(Code that builds pages)
"""
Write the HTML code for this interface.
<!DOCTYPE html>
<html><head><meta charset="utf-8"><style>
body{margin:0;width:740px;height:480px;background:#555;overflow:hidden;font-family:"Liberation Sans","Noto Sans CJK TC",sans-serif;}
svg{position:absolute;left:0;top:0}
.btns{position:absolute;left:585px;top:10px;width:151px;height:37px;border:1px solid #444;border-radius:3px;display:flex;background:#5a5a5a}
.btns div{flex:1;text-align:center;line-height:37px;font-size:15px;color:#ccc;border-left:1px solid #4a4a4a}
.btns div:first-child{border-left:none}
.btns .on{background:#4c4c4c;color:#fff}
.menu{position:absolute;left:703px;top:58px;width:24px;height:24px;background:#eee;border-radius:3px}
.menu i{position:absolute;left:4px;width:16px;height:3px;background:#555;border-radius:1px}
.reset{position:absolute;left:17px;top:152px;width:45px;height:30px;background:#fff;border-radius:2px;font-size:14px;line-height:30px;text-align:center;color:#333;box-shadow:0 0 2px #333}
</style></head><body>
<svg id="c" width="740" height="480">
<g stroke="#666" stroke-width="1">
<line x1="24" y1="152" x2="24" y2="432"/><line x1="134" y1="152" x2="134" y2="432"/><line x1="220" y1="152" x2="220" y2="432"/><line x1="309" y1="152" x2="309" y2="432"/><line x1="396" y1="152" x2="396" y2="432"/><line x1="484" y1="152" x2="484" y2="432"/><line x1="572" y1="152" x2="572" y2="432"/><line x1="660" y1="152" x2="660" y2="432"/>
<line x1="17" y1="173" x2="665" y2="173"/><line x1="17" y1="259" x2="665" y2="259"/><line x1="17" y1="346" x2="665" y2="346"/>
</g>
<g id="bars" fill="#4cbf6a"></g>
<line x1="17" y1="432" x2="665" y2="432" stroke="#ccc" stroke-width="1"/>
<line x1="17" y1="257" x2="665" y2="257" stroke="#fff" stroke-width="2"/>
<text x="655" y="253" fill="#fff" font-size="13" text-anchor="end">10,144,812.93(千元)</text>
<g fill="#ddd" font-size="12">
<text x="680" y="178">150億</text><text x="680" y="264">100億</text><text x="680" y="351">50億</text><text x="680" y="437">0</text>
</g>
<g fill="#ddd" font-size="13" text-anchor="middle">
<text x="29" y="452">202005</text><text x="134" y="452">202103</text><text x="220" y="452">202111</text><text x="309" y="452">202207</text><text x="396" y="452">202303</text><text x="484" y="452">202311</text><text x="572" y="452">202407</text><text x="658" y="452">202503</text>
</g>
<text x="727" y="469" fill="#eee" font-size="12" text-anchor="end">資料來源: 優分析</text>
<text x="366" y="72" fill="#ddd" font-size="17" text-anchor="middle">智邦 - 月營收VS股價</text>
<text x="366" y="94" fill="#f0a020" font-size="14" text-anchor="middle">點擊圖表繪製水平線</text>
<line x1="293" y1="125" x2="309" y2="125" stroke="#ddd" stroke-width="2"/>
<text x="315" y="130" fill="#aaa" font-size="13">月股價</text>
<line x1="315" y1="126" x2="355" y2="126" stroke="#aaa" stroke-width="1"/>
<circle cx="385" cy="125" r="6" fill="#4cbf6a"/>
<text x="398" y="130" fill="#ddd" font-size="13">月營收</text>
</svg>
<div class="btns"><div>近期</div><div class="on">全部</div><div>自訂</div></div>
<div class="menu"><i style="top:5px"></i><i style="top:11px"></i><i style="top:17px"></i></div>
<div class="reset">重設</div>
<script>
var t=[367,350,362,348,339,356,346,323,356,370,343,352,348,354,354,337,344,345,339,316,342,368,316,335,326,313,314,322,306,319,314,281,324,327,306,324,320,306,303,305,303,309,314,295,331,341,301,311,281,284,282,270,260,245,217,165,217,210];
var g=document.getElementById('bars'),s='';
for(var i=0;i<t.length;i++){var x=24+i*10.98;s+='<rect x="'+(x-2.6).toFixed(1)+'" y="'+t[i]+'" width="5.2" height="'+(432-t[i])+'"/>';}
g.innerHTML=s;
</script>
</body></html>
"""
"""
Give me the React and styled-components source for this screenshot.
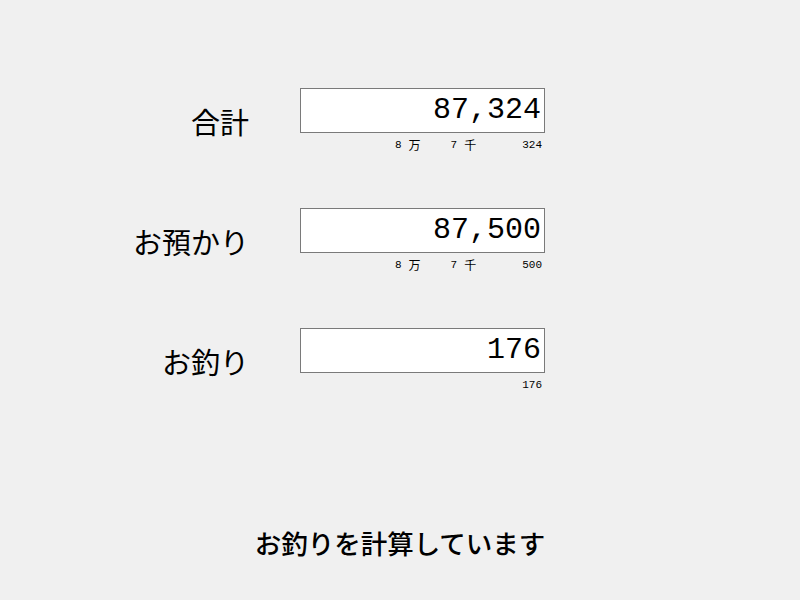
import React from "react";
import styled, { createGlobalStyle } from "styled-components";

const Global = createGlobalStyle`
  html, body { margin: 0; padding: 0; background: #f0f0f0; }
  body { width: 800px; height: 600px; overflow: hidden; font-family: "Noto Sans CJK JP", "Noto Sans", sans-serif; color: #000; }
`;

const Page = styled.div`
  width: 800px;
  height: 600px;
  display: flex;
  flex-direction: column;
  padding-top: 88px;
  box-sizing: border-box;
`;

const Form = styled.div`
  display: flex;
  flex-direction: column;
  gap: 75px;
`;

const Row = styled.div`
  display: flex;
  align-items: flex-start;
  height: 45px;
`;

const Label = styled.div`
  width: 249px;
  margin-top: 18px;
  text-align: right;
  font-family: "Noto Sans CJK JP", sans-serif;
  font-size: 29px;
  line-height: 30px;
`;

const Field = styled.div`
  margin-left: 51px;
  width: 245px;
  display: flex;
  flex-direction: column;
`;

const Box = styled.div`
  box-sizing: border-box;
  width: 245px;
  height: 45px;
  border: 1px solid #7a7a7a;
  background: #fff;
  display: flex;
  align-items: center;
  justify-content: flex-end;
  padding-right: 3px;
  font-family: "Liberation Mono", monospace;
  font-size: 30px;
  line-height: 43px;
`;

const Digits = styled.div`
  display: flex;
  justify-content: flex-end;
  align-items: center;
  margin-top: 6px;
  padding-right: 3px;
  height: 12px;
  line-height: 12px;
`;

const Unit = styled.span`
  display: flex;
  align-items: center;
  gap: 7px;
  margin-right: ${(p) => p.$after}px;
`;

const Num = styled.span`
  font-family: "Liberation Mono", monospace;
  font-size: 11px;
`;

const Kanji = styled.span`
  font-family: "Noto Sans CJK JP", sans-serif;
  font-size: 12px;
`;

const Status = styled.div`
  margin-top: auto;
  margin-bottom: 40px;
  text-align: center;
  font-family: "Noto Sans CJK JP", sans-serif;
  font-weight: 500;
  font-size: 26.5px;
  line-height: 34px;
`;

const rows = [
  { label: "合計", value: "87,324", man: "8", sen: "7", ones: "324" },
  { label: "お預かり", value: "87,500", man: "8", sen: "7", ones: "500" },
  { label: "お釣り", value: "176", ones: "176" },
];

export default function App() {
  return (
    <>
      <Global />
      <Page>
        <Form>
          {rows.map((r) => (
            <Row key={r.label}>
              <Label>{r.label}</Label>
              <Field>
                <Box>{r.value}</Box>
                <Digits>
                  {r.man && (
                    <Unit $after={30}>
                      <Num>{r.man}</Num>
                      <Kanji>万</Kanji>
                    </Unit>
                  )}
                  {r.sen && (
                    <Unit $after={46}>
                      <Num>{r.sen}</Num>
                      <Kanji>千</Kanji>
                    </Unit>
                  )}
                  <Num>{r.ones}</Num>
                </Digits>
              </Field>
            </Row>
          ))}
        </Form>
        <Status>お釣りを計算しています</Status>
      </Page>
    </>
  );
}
"""
## WORK REQUIRED
Identify the lines that contain the string "this", and copy every one of them.

## COMPLETED TASK
Write the HTML code for this interface.
Give me the React and styled-components source for this screenshot.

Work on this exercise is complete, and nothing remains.